Sierra Leone - Aminata and Augusta: night and day, fear and hope, prostitution and a new life.

15 June 2017

(ANS - Freetown) - Aminata and Augusta did not know each other. Augusta worked as a prostitute to be able to eat, but now has her own catering business and strives to make it clear to other girls that they should not take that road. Aminata, on the other hand, believes she has to be a prostitute because her grandmother and her mother both were. Augusta is grateful to Don Bosco for the new life that has been given to her, while Aminata is aware of wanting to get out of that world, and appreciates the Salesians' efforts to persuade her, ... but she still resists.

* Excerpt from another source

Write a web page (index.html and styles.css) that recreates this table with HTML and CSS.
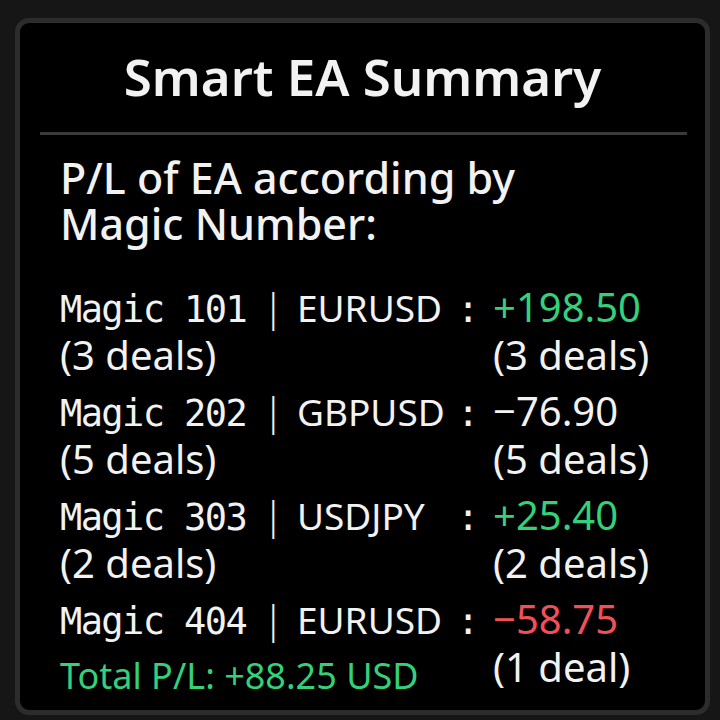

Aminata was the first girl that Salesian missionary Fr Jorge Crisafulli met in the streets when in September he began a program aimed at searching for such girls in their workplaces where they were surrounded by alcohol and drugs, darkness and danger; the intention was, and is, to help them, offer them shelter, health, nutrition, education and, and wherever possible, reintegrate them into their families.

Since then, young people come and go to "Girls Shelter" (Refuge for Girls) when they are hungry or need something. Aminata was the only one in her group to resist abandoning prostitution and starting a new life.

"It's a challenge for us getting her to leave the street and I think we are closer to that goal each time. It costs her to assimilate the rules and timetables, since she has grown up in the freedom of the streets, "explains Fr Crisafulli.

She earn no more than 15,000 leones (less than 2 euros) at each encounter, a little more without the use of condoms. "Men prefer that, but many do not even pay you, or they even hit you and steal everything," Aminata reports.

She is "afraid to live on the street because I have seen many companions die sick and I am very grateful for what Don Bosco is doing for me."

She speaks with great naturalness about how police officers, after sweeping them off the streets, keep her in the police station and ask to have sex in order to be freed; or how the Chinese mafias carry them onto their boats ... "we pay for this transport, but they also pay a lot more, up to 350,000 leones (about 40 euros), but they are very unpleasant situations," Aminata says.

Yet she continues to go back to the street because she cannot convince herself that there may be another life, a much better life.